======== Information provided

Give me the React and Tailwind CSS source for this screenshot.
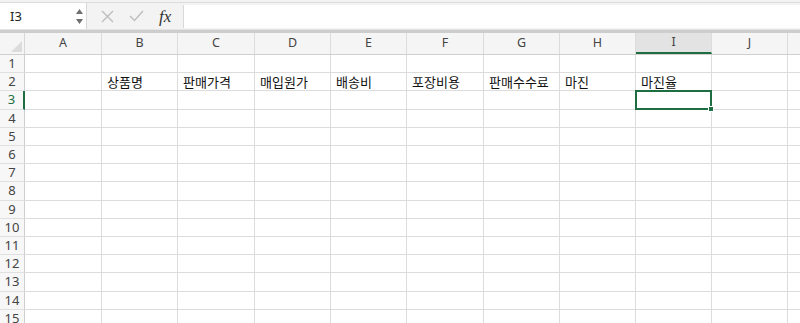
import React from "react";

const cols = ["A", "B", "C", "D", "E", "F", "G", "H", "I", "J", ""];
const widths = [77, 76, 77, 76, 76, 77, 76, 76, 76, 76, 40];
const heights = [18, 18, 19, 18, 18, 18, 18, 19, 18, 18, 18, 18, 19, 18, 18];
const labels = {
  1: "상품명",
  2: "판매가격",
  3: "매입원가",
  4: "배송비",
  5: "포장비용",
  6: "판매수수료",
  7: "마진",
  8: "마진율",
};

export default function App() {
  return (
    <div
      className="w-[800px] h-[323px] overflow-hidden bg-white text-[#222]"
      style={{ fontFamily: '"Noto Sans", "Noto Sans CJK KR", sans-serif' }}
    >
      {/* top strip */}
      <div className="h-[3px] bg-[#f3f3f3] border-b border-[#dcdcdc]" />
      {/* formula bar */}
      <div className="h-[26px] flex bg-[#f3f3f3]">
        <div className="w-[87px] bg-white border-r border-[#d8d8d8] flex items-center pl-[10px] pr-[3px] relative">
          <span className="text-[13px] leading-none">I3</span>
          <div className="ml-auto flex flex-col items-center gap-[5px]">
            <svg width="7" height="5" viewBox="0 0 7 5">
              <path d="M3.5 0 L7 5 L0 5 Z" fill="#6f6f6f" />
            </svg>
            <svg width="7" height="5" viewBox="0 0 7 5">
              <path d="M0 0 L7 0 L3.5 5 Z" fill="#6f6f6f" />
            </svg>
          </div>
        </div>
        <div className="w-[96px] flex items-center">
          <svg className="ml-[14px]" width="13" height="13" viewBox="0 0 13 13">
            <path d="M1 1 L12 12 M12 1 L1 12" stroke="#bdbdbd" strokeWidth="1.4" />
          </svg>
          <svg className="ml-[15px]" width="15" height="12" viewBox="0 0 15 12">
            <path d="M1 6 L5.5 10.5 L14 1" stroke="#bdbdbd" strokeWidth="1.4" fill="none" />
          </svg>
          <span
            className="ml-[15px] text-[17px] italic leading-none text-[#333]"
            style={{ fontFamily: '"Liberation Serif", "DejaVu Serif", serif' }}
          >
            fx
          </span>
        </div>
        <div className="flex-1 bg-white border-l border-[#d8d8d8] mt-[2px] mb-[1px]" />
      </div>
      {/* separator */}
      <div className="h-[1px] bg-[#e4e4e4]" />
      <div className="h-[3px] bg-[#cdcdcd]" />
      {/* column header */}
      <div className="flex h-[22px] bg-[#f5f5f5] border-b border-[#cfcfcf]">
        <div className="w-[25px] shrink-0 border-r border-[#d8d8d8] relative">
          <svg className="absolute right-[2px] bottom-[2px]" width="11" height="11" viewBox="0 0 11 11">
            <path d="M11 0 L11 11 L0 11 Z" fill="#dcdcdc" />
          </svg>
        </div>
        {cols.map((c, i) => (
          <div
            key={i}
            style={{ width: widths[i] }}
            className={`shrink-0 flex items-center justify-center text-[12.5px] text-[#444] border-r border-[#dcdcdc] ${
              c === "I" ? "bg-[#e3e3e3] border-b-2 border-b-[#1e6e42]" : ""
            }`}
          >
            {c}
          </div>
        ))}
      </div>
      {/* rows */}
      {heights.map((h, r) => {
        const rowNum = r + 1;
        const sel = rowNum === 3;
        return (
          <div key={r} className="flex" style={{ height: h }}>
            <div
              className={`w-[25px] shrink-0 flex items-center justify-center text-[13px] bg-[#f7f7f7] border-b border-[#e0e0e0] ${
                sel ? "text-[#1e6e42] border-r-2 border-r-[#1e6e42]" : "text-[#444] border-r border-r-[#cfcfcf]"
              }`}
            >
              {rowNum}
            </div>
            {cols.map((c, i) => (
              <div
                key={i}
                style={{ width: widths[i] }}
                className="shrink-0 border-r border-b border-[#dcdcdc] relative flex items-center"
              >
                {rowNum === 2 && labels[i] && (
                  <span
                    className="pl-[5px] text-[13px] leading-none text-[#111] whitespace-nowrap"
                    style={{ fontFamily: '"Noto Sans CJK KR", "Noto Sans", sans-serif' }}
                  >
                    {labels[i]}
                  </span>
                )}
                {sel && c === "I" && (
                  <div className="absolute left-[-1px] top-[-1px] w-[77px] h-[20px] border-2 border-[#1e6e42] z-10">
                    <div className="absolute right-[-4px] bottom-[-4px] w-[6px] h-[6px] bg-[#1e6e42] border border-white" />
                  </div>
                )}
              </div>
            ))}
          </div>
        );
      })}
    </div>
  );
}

================

**Exercise task**. Exclude the images and reproduce the remaining data exactly.

**Answer for this exercise**.
Give me the React and Tailwind CSS source for this screenshot.
import React from "react";

const cols = ["A", "B", "C", "D", "E", "F", "G", "H", "I", "J", ""];
const widths = [77, 76, 77, 76, 76, 77, 76, 76, 76, 76, 40];
const heights = [18, 18, 19, 18, 18, 18, 18, 19, 18, 18, 18, 18, 19, 18, 18];
const labels = {
  1: "상품명",
  2: "판매가격",
  3: "매입원가",
  4: "배송비",
  5: "포장비용",
  6: "판매수수료",
  7: "마진",
  8: "마진율",
};

export default function App() {
  return (
    <div
      className="w-[800px] h-[323px] overflow-hidden bg-white text-[#222]"
      style={{ fontFamily: '"Noto Sans", "Noto Sans CJK KR", sans-serif' }}
    >
      {/* top strip */}
      <div className="h-[3px] bg-[#f3f3f3] border-b border-[#dcdcdc]" />
      {/* formula bar */}
      <div className="h-[26px] flex bg-[#f3f3f3]">
        <div className="w-[87px] bg-white border-r border-[#d8d8d8] flex items-center pl-[10px] pr-[3px] relative">
          <span className="text-[13px] leading-none">I3</span>
          <div className="ml-auto flex flex-col items-center gap-[5px]">
            <svg width="7" height="5" viewBox="0 0 7 5">
              <path d="M3.5 0 L7 5 L0 5 Z" fill="#6f6f6f" />
            </svg>
            <svg width="7" height="5" viewBox="0 0 7 5">
              <path d="M0 0 L7 0 L3.5 5 Z" fill="#6f6f6f" />
            </svg>
          </div>
        </div>
        <div className="w-[96px] flex items-center">
          <svg className="ml-[14px]" width="13" height="13" viewBox="0 0 13 13">
            <path d="M1 1 L12 12 M12 1 L1 12" stroke="#bdbdbd" strokeWidth="1.4" />
          </svg>
          <svg className="ml-[15px]" width="15" height="12" viewBox="0 0 15 12">
            <path d="M1 6 L5.5 10.5 L14 1" stroke="#bdbdbd" strokeWidth="1.4" fill="none" />
          </svg>
          <span
            className="ml-[15px] text-[17px] italic leading-none text-[#333]"
            style={{ fontFamily: '"Liberation Serif", "DejaVu Serif", serif' }}
          >
            fx
          </span>
        </div>
        <div className="flex-1 bg-white border-l border-[#d8d8d8] mt-[2px] mb-[1px]" />
      </div>
      {/* separator */}
      <div className="h-[1px] bg-[#e4e4e4]" />
      <div className="h-[3px] bg-[#cdcdcd]" />
      {/* column header */}
      <div className="flex h-[22px] bg-[#f5f5f5] border-b border-[#cfcfcf]">
        <div className="w-[25px] shrink-0 border-r border-[#d8d8d8] relative">
          <svg className="absolute right-[2px] bottom-[2px]" width="11" height="11" viewBox="0 0 11 11">
            <path d="M11 0 L11 11 L0 11 Z" fill="#dcdcdc" />
          </svg>
        </div>
        {cols.map((c, i) => (
          <div
            key={i}
            style={{ width: widths[i] }}
            className={`shrink-0 flex items-center justify-center text-[12.5px] text-[#444] border-r border-[#dcdcdc] ${
              c === "I" ? "bg-[#e3e3e3] border-b-2 border-b-[#1e6e42]" : ""
            }`}
          >
            {c}
          </div>
        ))}
      </div>
      {/* rows */}
      {heights.map((h, r) => {
        const rowNum = r + 1;
        const sel = rowNum === 3;
        return (
          <div key={r} className="flex" style={{ height: h }}>
            <div
              className={`w-[25px] shrink-0 flex items-center justify-center text-[13px] bg-[#f7f7f7] border-b border-[#e0e0e0] ${
                sel ? "text-[#1e6e42] border-r-2 border-r-[#1e6e42]" : "text-[#444] border-r border-r-[#cfcfcf]"
              }`}
            >
              {rowNum}
            </div>
            {cols.map((c, i) => (
              <div
                key={i}
                style={{ width: widths[i] }}
                className="shrink-0 border-r border-b border-[#dcdcdc] relative flex items-center"
              >
                {rowNum === 2 && labels[i] && (
                  <span
                    className="pl-[5px] text-[13px] leading-none text-[#111] whitespace-nowrap"
                    style={{ fontFamily: '"Noto Sans CJK KR", "Noto Sans", sans-serif' }}
                  >
                    {labels[i]}
                  </span>
                )}
                {sel && c === "I" && (
                  <div className="absolute left-[-1px] top-[-1px] w-[77px] h-[20px] border-2 border-[#1e6e42] z-10">
                    <div className="absolute right-[-4px] bottom-[-4px] w-[6px] h-[6px] bg-[#1e6e42] border border-white" />
                  </div>
                )}
              </div>
            ))}
          </div>
        );
      })}
    </div>
  );
}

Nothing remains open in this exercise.